Decrypting connection passwords

RapidMiner Radoop uses the local cipher.key file to encrypt and the key attribute of the radoop-entries tag in the XML file to decrypt the passwords in the radoop_connections.xml file by default. If the radoop_connections.xml contains entries from multiple users, there are two possible solutions:

  1. Creating every user's connection entry on the same computer (with the same cipher.key file), or
  2. it is possible to add a key attribute to each radoop-connection-entry manually. Radoop will use the per-entry key attribute instead of the per-file key.

For example, user John and Scott have the following radoop_connections.xml files:

<radoop-entries key="XkzjmytZW2ffc7+MnU11BdhzomF8355R">
    <radoop-connection-entry>
        <name>connection-john</name>
        ...
    </radoop-connection-entry>
</radoop-entries>
<radoop-entries key="KLS4GvvZta0NhtXfwkXQeSqD11ngXeWP">
    <radoop-connection-entry>
        <name>connection-scott</name>
        ...
    </radoop-connection-entry>
</radoop-entries>

The merged radoop_connections.xml looks like the following:

<radoop-entries key="dontcare">
    <radoop-connection-entry key="XkzjmytZW2ffc7+MnU11BdhzomF8355R">
        <name>connection-john</name>
        ...
    </radoop-connection-entry>
    <radoop-connection-entry key="KLS4GvvZta0NhtXfwkXQeSqD11ngXeWP">
        <name>connection-scott</name>
        ...
    </radoop-connection-entry>
</radoop-entries>

Connection to Hadoop clusters with Kerberos authentication

For configuring a connection to a cluster with Kerberos authentication, see Hadoop security. Please take the following notes when using these connections through RapidMiner Server.

Connecting with Kerberos password

It is possible to use a password to connect to a Kerberized cluster. To make sure that the encrypted passwords in the connection XML can be decrypted on the Server, please refer to the Decrypting connection passwords section. Please note that on the Server side, using a keytab is recommended, as the ticket renewal is not supported in case of using a password.

Connecting with keytab file

Connections to a Kerberized cluster should specify the path for the users keytab file instead of the password. This means that the keytab file must be accessible on the local file system of the Server. The path usually differs from the path on the local file system of the user using RapidMiner Studio. The RapidMiner Server administrator have to ensure that the keytabFile field of the radoop_connections.xml file on the Server points to the appropriate path on the Server. The keytab file itself on the file system should only be accessible for the user running RapidMiner Server.

Note: A RapidMiner Server instance can only talk to a single kerberized Hadoop cluster, more precisely, to a single Kerberos Realm. This limitation comes from the architecture of the Java Kerberos implementation. However, multiple users can use this kerberized Hadoop cluster concurrently through this RapidMiner Server instance.

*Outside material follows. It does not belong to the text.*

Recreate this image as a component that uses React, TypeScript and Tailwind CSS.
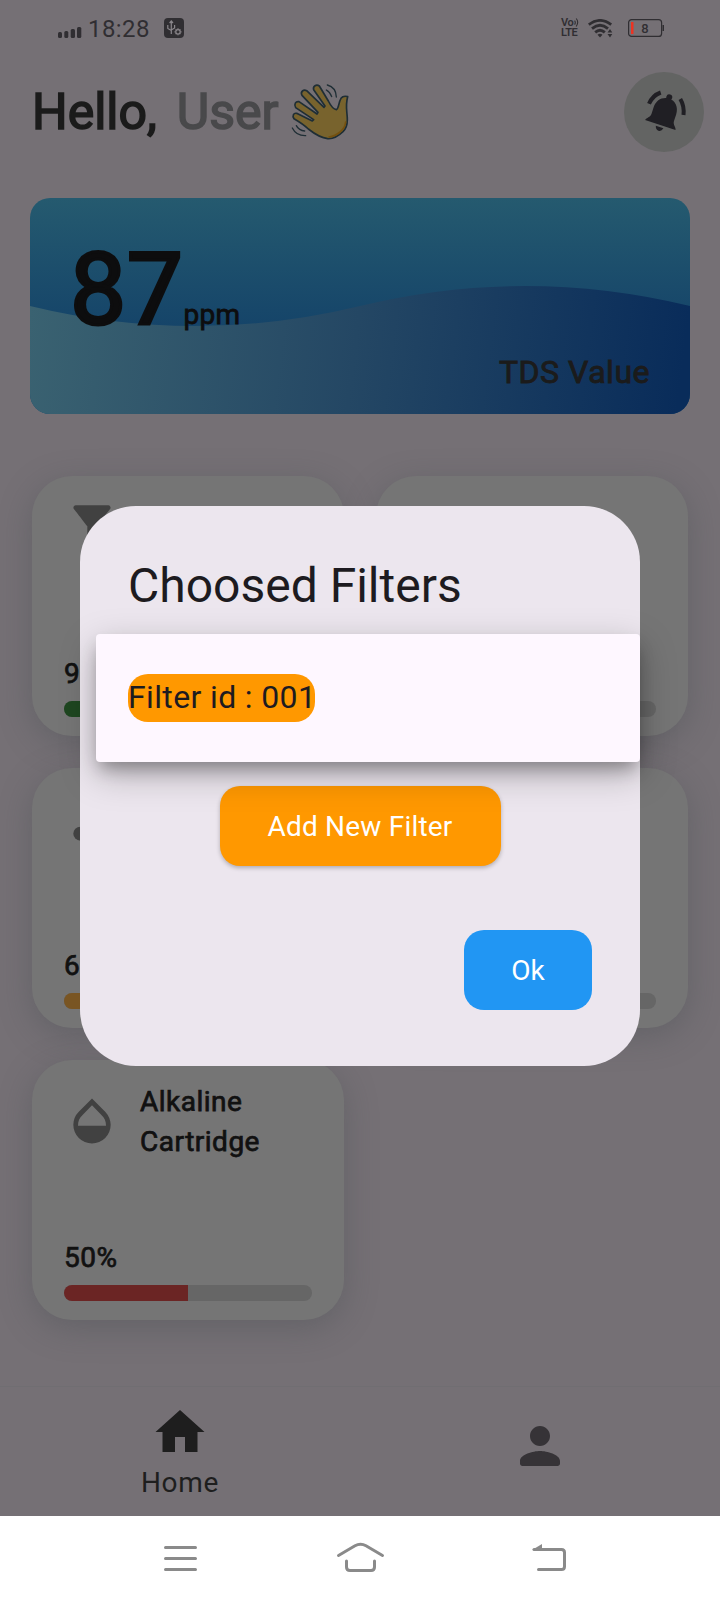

Connecting to Hive with LDAP authentication

If LDAP is used for authentication to HiveServer2, then passwords should be entered similarly to the Kerberos passwords, please refer to the Decrypting connection passwords section. In case of impersonation, the provided Hive LDAP user should also have Hadoop proxyuser privileges.

Access control on Radoop connections

The availability of a Hadoop connection on RapidMiner Server can be limited to a user or a group of users. This means that a RapidMiner Server user that is not on the optionally specified whitelist of a connection cannot use it when submitting Radoop processes. This way, the Server administrator can make sure that users cannot use connections that they are not permitted to use, and that they cannot evade this restriction by manipulating their connection identifiers in submitted processes.

To define a group (or user) whitelist for a connection, add the accesswhitelist tag for the corresponding radoop-connection-entry in the radoop_connections.xml. The value of this property is an arbitrary regular expression (.* or * can be used for allowing all users). Only RapidMiner Server users whose group matches this expression are allowed to use the connection in a submitted process. If this optional accesswhitelist is not specified for a connection, then any user can use it in a process.

<radoop-connection-entry>
    ....
    <accesswhitelist>ds_group|dba_group|john|scott</accesswhitelist>
</radoop-connection-entry>

Change Radoop Proxy enabled connections

Radoop Proxy is automatically disabled when a process is executed on RapidMiner Server, because in a typical setup, RapidMiner Server runs inside the secure zone, that's why there is no need to route the traffic through the Proxy.

In case you have a custom manual Radoop Proxy installed on an edge node, and RapidMiner Server (besides Studio) can only reach the Hadoop cluster via this edge node (so it runs outside the secure zone), you need to enable Force Radoop Proxy on Server setting on the RapidMiner Server tab. This setting has no effect when running in Studio.

Alternatively, you can manually edit the radoop_connectons.xml file on the Server. In this case add the forceproxyonserver tag with the value T.

<radoop-entries key="XkzjmytZW2ffc7+MnU11BdhzomF8355R">
    <radoop-connection-entry>
        ...
        <forceproxyonserver>T</forceproxyonserver>
        ...
    </radoop-connection-entry>
</radoop-entries>

Please note that the location of the Radop Proxy connection specified in Studio for this connection needs to be the Remote Repository corresponding to this RapidMiner Server instance. Otherwise the process won't be able to find the proxy connection when running on the Server and will fail because of that.